Sales of previously owned homes in the United States declined sharply in January, surprising many analysts who expected a modest rebound following months of easing mortgage rates. According to the National Association of Realtors (NAR), total existing-home sales fell 8.4% from December, landing at an annualized pace of 3.91 million units. The last time the market saw a drop this steep was nearly four years ago, and this latest decline reinforces how deeply affordability pressures continue to shape buyer behavior.
Compared with January of the previous year, sales were lower by about 4.4%, missing the 4.1 million target that economists had forecast, according to data from FactSet. Every major region of the country recorded slower activity, suggesting that no area was immune to the broader cooling trend.
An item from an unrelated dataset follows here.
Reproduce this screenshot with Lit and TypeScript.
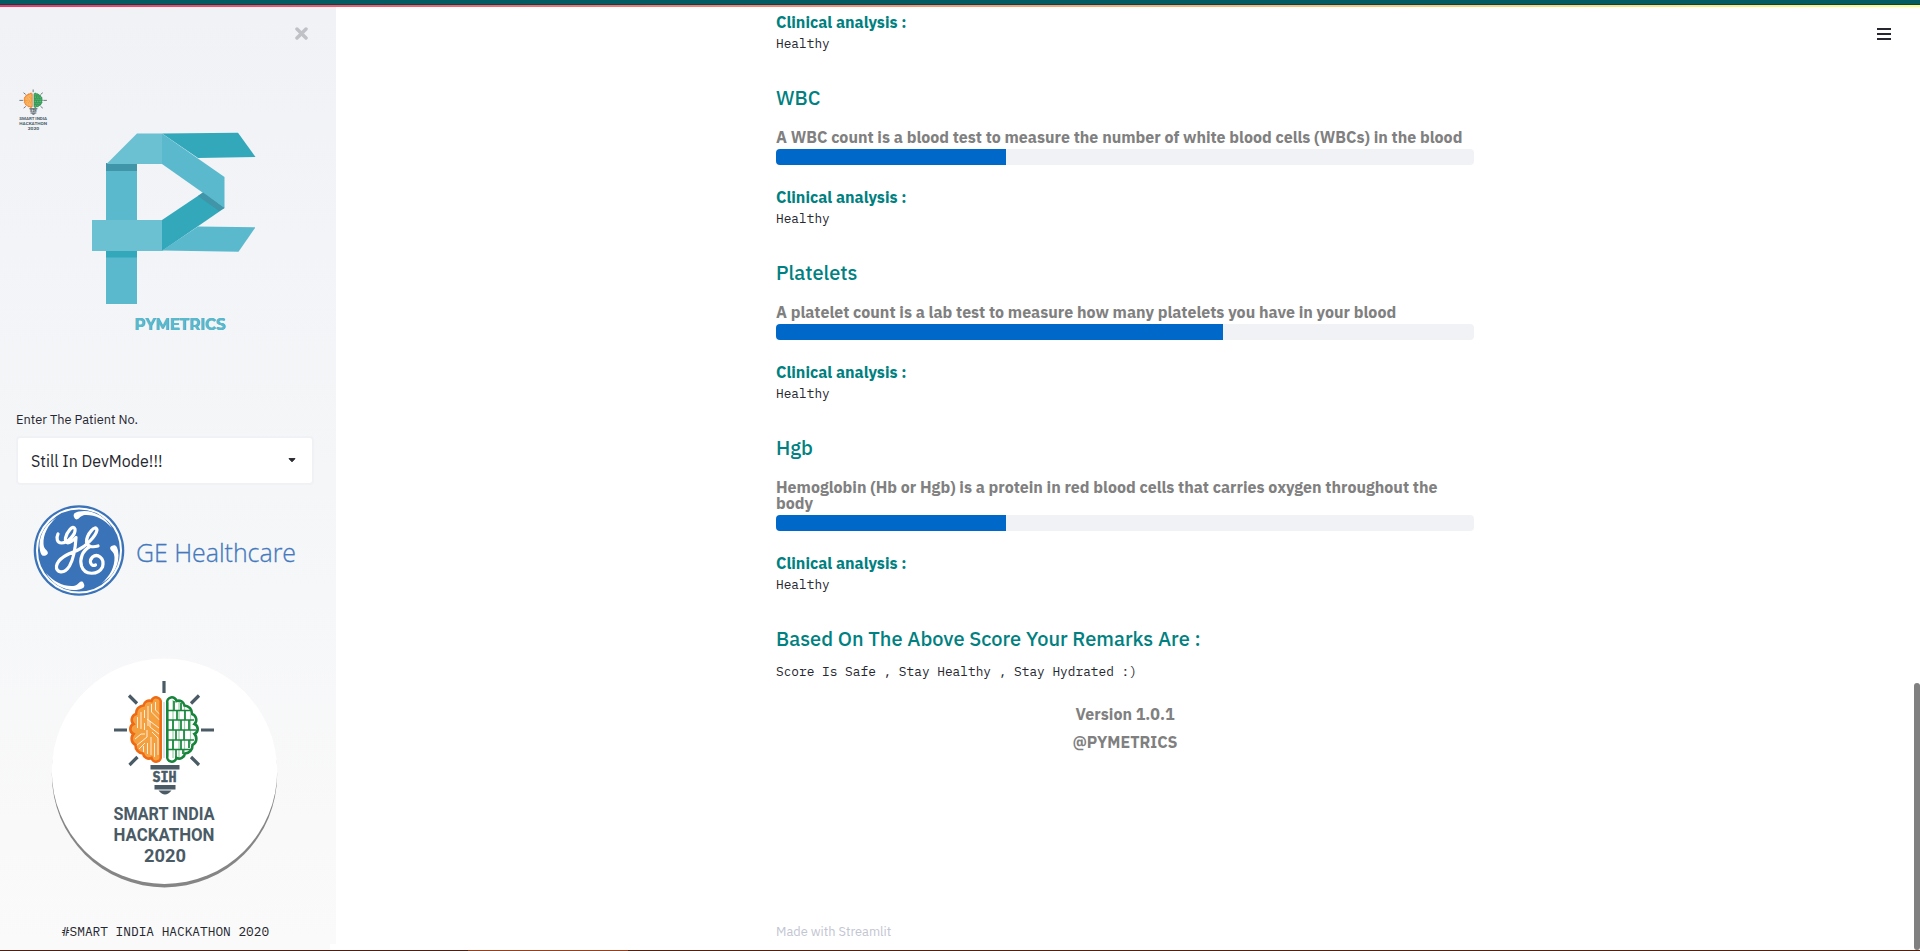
import { LitElement, html, svg, css } from "lit";
import { customElement } from "lit/decorators.js";

interface Metric { name: string; about: string; score: number; }

const METRICS: Metric[] = [
  { name: "WBC", about: "A WBC count is a blood test to measure the number of white blood cells (WBCs) in the blood", score: 33 },
  { name: "Platelets", about: "A platelet count is a lab test to measure how many platelets you have in your blood", score: 64 },
  { name: "Hgb", about: "Hemoglobin (Hb or Hgb) is a protein in red blood cells that carries oxygen throughout the body", score: 33 },
];

const LEFT_LOBE = "M130.700 63A4.700 4.700 0 0 0 121.500 61A6 6 0 0 0 113.500 65.500A8 8 0 0 0 106 74A6 6 0 0 0 103.500 84A5.500 5.500 0 0 0 103.500 94A7 7 0 0 0 105.500 105A8 8 0 0 0 113 113.500A6 6 0 0 0 121.500 118A4.700 4.700 0 0 0 130.700 116Z";
const RIGHT_LOBE = "M137.300 63A4.700 4.700 0 0 1 146.500 61A6 6 0 0 1 154.500 65.500A8 8 0 0 1 162 74A6 6 0 0 1 164.500 84A5.500 5.500 0 0 1 164.500 94A7 7 0 0 1 162.500 105A8 8 0 0 1 155 113.500A6 6 0 0 1 146.500 118A4.700 4.700 0 0 1 137.300 116Z";

/** Light bulb with a two-sided brain, rays, cap and caption. */
const bulb = (leafFill = "#fff") => svg`
  <path d="M134 41v12M99 55.500l8 8M169 55.500l-8 8M84 90h13M171 90h13M99.500 125l8 -8M169 125l-8 -8" fill="none" stroke="#4a5b66" stroke-width="3.200"/>
  <path d="M134 62v56" stroke="#d5dadd" stroke-width="1.500"/>
  <path d=${LEFT_LOBE} fill="#f5a03f"/>
  <path d="M107.500 77v11M111 72v17M114.500 70v8M118 66v20M121.500 64v8l8 8M125.500 62v8l5 5M129 88l-12 -9M129 94l-9 -7v-6M117 90v7l-11 9M122 92l6 6v17M124.500 103v14M121 97v18M117.500 103v11M113.500 106v7M114.500 83v7M105 99l6 -5h4M109 109l6 -6" stroke="#fff" stroke-width=".9" fill="none" opacity=".9"/>
  <path d=${LEFT_LOBE} fill="none" stroke="#ee6a14" stroke-width="2.600"/>
  <path d=${RIGHT_LOBE} fill=${leafFill}/>
  <path d="M143 60V118M149 62V117M154.500 66V112M160.500 75V104" fill="none" stroke="#9ccfa9" stroke-width="1.200"/>
  <path d="M137 70.500H161M137 80H164M137 90H166M137 100H164M137 109.500H161M144 61V70M151 63V70M147 70V80M155 70V80M143 80V90M151 80V90M159 80V90M146 90V100M154 90V100M143 100V110M151 100V110M159 100V108M146 110V118M153 110V114" fill="none" stroke="#16853b" stroke-width="1.700"/>
  <path d=${RIGHT_LOBE} fill="none" stroke="#16853b" stroke-width="2.600"/>
  <path d="M120.500 125h29v4.500h-29zM124.500 145h21v4.500h-21zM128.500 150.500h13q-6.500 8 -13 0z" fill="#4a5b66"/>
  <text x="122.500" y="142" font-size="15" font-weight="700" font-family="'IBM Plex Mono', 'Liberation Mono', monospace" fill="#4a5b66" stroke="#4a5b66" stroke-width=".5" textLength="24" lengthAdjust="spacingAndGlyphs">SIH</text>
  <g fill="#4a5b66" font-family="Roboto, sans-serif" font-weight="700" font-size="18.600">
    <text x="83.500" y="180.400" textLength="101" lengthAdjust="spacingAndGlyphs">SMART INDIA</text>
    <text x="83.500" y="200.600" textLength="101" lengthAdjust="spacingAndGlyphs">HACKATHON</text>
    <text x="114" y="221.500" textLength="42" lengthAdjust="spacingAndGlyphs">2020</text>
  </g>`;

/** One of the four crescents inside the round emblem, turned about its centre. */
const crescent = (angle: number) => svg`
  <path transform=${`rotate(${angle} 79 550.5)`} d="M74.500 518C72 513.500 75.500 512.300 79 511.500C92 509 105 516 112 528C104 519 95 514.800 86 515C82 515.200 81 516.500 79.500 517.800C77.500 519.800 75.500 520 74.500 518Z"/>`;

@customElement("app-root")
export class AppRoot extends LitElement {
  static styles = css`
    :host { display: flex; flex-direction: column; height: 951px; overflow: hidden; background: #fff; color: #262730; font-family: "IBM Plex Sans", Roboto, "Noto Sans", sans-serif; }
    .window-edge { height: 4px; background: #045b61; border-bottom: 1px solid #05454a; flex: none; }
    .decoration { height: 2px; background: linear-gradient(90deg, #f63366, #fffd80); flex: none; }
    .shell { flex: 1; display: grid; grid-template-columns: 336px 1fr 6px; min-height: 0; }
    .sidebar { background: linear-gradient(180deg, #f0f2f6, #fafafa); display: flex; flex-direction: column; overflow: hidden; min-height: 0; clip-path: polygon(0 0, 100% 0, 100% calc(100% - 6px), calc(100% - 6px) calc(100% - 6px), calc(100% - 6px) 100%, 0 100%); }
    .sidebar svg { display: block; flex: none; }
    .close { padding: 20px 0 0 294.500px; height: 13px; }
    .logo { margin-top: 40px; }
    .label { margin: 73px 0 0 16px; font-size: 12.800px; line-height: 20px; }
    .select { margin: 7px 23px 0 17px; height: 45px; border: 1px solid #eff1f5; box-shadow: 0 0 0 1px #f0f2f6; border-radius: 3px; background: #fff; display: flex; align-items: center; justify-content: space-between; padding: 0 16px 0 13px; font-size: 16px; }
    .ge { margin-top: 18px; }
    .badge { margin-top: 57px; }
    .tag { text-align: center; padding-right: 5px; margin-top: 34px; }
    .mono { font-family: "IBM Plex Mono", "Liberation Mono", monospace; font-size: 12.800px; line-height: 20px; white-space: pre; }
    .main { display: grid; grid-template-columns: 1fr 698px 1fr; min-height: 0; }
    .column { grid-column: 2; display: flex; flex-direction: column; padding-top: 7px; }
    .menu { grid-column: 3; justify-self: end; padding: 21px 23px 0 0; }
    .menu svg { display: block; }
    .metric { display: flex; flex-direction: column; margin-top: 32px; }
    .heading { font-size: 20px; line-height: 24px; font-weight: 500; color: #008080; }
    .bold { font-size: 16px; line-height: 16px; font-weight: 700; }
    .about { color: gray; margin-top: 19px; }
    .track { height: 16px; margin-top: 4px; border-radius: 4px; background: #f0f2f6; overflow: hidden; }
    .fill { height: 100%; background: #0068c9; }
    .clinical { color: #008080; }
    .metric .clinical { margin-top: 24px; }
    .result { margin-top: 4px; }
    .remarks { margin-top: 32px; }
    .score { margin-top: 11px; }
    .version { color: gray; text-align: center; margin-top: 24px; }
    .brand { color: gray; text-align: center; margin-top: 12px; }
    .made { margin-top: 172px; font-size: 12.800px; line-height: 20px; color: #c3c5d2; }
    .scroll { padding-top: 676px; }
    .thumb { height: 267px; border-radius: 3px; background: #808080; }
    .taskbar { height: 1px; flex: none; background: linear-gradient(90deg, #4a1f14 0 468px, #93401f 468px 628px, #53200f 628px); }
  `;

  private clinical() {
    return html`<div class="bold clinical">Clinical analysis :</div><div class="mono result">Healthy</div>`;
  }

  private pymetrics() {
    return svg`<svg width="336" height="257" viewBox="0 80 336 257">
      <g transform="translate(-3.700 80.400) scale(.275 .222)">${bulb("#4fae6a")}</g>
      <path d="M106 163h31v141h-31z" fill="#5bb9ce"/>
      <path d="M106 163h31v8h-31z" fill="#4095a8"/>
      <path d="M92 220h70v31H92z" fill="#6bc0d2"/>
      <path d="M106 251h31v6.500h-31z" fill="#32a8ba"/>
      <path d="M137 133.500h25V164h-55.500z" fill="#6bc0d2"/>
      <path d="M162 133.500l76 -.8L255.500 157 198 158z" fill="#32a8ba"/>
      <path d="M162 133.500L224.500 177v31L162 164z" fill="#5bb9ce"/>
      <path d="M203 192.500L224.500 208 162 251v-31z" fill="#32a8ba"/>
      <path d="M203 192.500L224.500 208l-5.500 3L198 196z" fill="#4095a8"/>
      <path d="M198 226.500l57.500 .8L238.500 251.700 162 250.500z" fill="#5bb9ce"/>
      <g font-family="Montserrat, Inter, sans-serif" font-weight="700" font-size="16">
        <text x="134.800" y="330.300" fill="#3d9db2" textLength="91" lengthAdjust="spacingAndGlyphs">PYMETRICS</text>
        <text x="134.300" y="329.700" fill="#5bb9ce" textLength="91" lengthAdjust="spacingAndGlyphs">PYMETRICS</text>
      </g>
    </svg>`;
  }

  private geLogo() {
    return svg`<svg class="ge" width="336" height="96" viewBox="0 502 336 96">
      <circle cx="79" cy="550.500" r="45.300" fill="#3b73b9"/>
      <circle cx="79" cy="550.500" r="42" fill="none" stroke="#fff" stroke-width="2"/>
      <g fill="#fff">${[0, 90, 180, 270].map(crescent)}</g>
      <g fill="none" stroke="#fff" stroke-width="3.200" stroke-linecap="round" stroke-linejoin="round">
        <path d="M58 534C56 538 57 543 61.500 543C68 543 76 534 75 529C73 524 67 532 65.500 538C64.500 544 69 545 76 537.500C75.500 547 74 558 69.500 566C64 575 55.500 572.500 56.500 566C58 558 68 554 77 550.500C86 546.500 96 536 97 530C96 523.500 86.500 534 86.500 542C87 547 93 547.500 98 546"/>
        <path d="M90 546.500C82 551 79.500 559 81.500 566C84.500 575.500 98 575.500 102.500 567C105 557 97 553.500 92.500 557C88.500 561 91 567 95.500 565"/>
      </g>
      <text x="136" y="562" font-family="'Open Sans', sans-serif" font-weight="300" font-size="25.500" fill="#4479bd" stroke="#4479bd" stroke-width=".3" textLength="160" lengthAdjust="spacingAndGlyphs">GE Healthcare</text>
    </svg>`;
  }

  private sihBadge() {
    return svg`<svg class="badge" width="336" height="233" viewBox="-30 15 336 233">
      <circle cx="134.500" cy="134.800" r="112.600" fill="#858585"/>
      <circle cx="134.500" cy="131.200" r="112.700" fill="#fff"/>
      ${bulb()}
    </svg>`;
  }

  render() {
    return html`
      <div class="window-edge"></div>
      <div class="decoration"></div>
      <div class="shell">
        <aside class="sidebar">
          <div class="close"><svg width="13" height="13" viewBox="0 0 13 13"><path d="M2 2l9 9M11 2l-9 9" stroke="#c0c1c7" stroke-width="3.500" stroke-linecap="round"/></svg></div>
          <div class="logo">${this.pymetrics()}</div>
          <div class="label">Enter The Patient No.</div>
          <div class="select"><span>Still In DevMode!!!</span><svg width="8" height="5" viewBox="0 0 8 5"><path d="M1 .6h6L4 3.800z" fill="#262730" stroke="#262730" stroke-linejoin="round"/></svg></div>
          ${this.geLogo()}
          ${this.sihBadge()}
          <div class="mono tag">#SMART INDIA HACKATHON 2020</div>
        </aside>
        <main class="main">
          <div class="column">
            ${this.clinical()}
            ${METRICS.map((m) => html`
              <section class="metric">
                <div class="heading">${m.name}</div>
                <div class="bold about">${m.about}</div>
                <div class="track"><div class="fill" style="width:${m.score}%"></div></div>
                ${this.clinical()}
              </section>`)}
            <div class="heading remarks">Based On The Above Score Your Remarks Are :</div>
            <div class="mono score">Score Is Safe , Stay Healthy , Stay Hydrated :)</div>
            <div class="bold version">Version 1.0.1</div>
            <div class="bold brand">@PYMETRICS</div>
            <div class="made">Made with Streamlit</div>
          </div>
          <div class="menu"><svg width="14" height="14" viewBox="0 0 14 14"><path d="M0 1h14M0 6h14M0 11h14" stroke="#262730" stroke-width="1.800"/></svg></div>
        </main>
        <div class="scroll"><div class="thumb"></div></div>
      </div>
      <div class="taskbar"></div>`;
  }
}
Some economists see a mix of high prices, economic uncertainty, and harsh winter conditions as likely contributors to the slowdown.
Lawrence Yun, chief economist at NAR, said the combination of colder-than-usual temperatures and heavy precipitation might have influenced the sharp fall in transactions. When seasonal and weather variables interfere with demand, he explained, it can become difficult to determine whether weaker data signals a temporary dip or a more sustained pattern of consumer hesitation.
Even as monthly sales fell, home values continued their steady climb. The national median sale price rose 0.9% year-over-year to $396,800. That marks the 31st straight month in which prices have increased from the prior year, demonstrating how tight inventory has kept competition alive among potential buyers. The long-term shortage of available housing remains a persistent obstacle, particularly in metropolitan areas where job growth and population inflows remain strong.
The overall slump in housing activity dates back to 2022, when mortgage costs began to rise sharply from the ultra-low levels reached during the pandemic. At that time, borrowing rates quickly doubled, sending millions of would-be buyers to the sidelines. Despite some improvement since late last year, monthly sales have hovered near a 4 million annual pace since 2023, well below the typical U.S. historical average of about 5.2 million units.
The good news for borrowers is that interest rates have been gradually declining for several months. According to data from Freddie Mac, the average rate for a 30-year mortgage temporarily fell to 6.06% in January, the lowest level since September 2022. Although it has since ticked slightly higher, the rate remains roughly a full percentage point below where it stood a year earlier. The question now is whether this easing in financing costs can translate into meaningfully higher sales this spring.
The answer may depend largely on affordability. Even with improved lending conditions, rising home prices mean monthly payments remain out of reach for many households, especially first-time buyers without equity from an existing home. Inflation pressures, job market uncertainty, and the lingering memory of recent economic volatility have made consumers more cautious about long-term commitments such as home purchases.
Another reflection of the market’s cooling is seen in how long homes are taking to sell. NAR reported that there were about 1.22 million unsold homes at the end of January, down 0.8% from December but up 3.4% from a year earlier. Inventory remains below pre-pandemic norms, which used to hover closer to 2 million, yet it is slowly recovering. Based on current sales trends, the supply now equals about 3.7 months’ worth of listings. A balanced market typically falls between five and six months of supply.
These dynamics reveal a housing market still struggling to regain its momentum. The combination of high property values, limited supply, and lingering affordability challenges continues to hold back a full recovery, even as buyers gain some relief from lower interest rates. Unless wage growth and new construction accelerate meaningfully in the coming months, the spring season might bring only gradual improvement rather than a decisive rebound.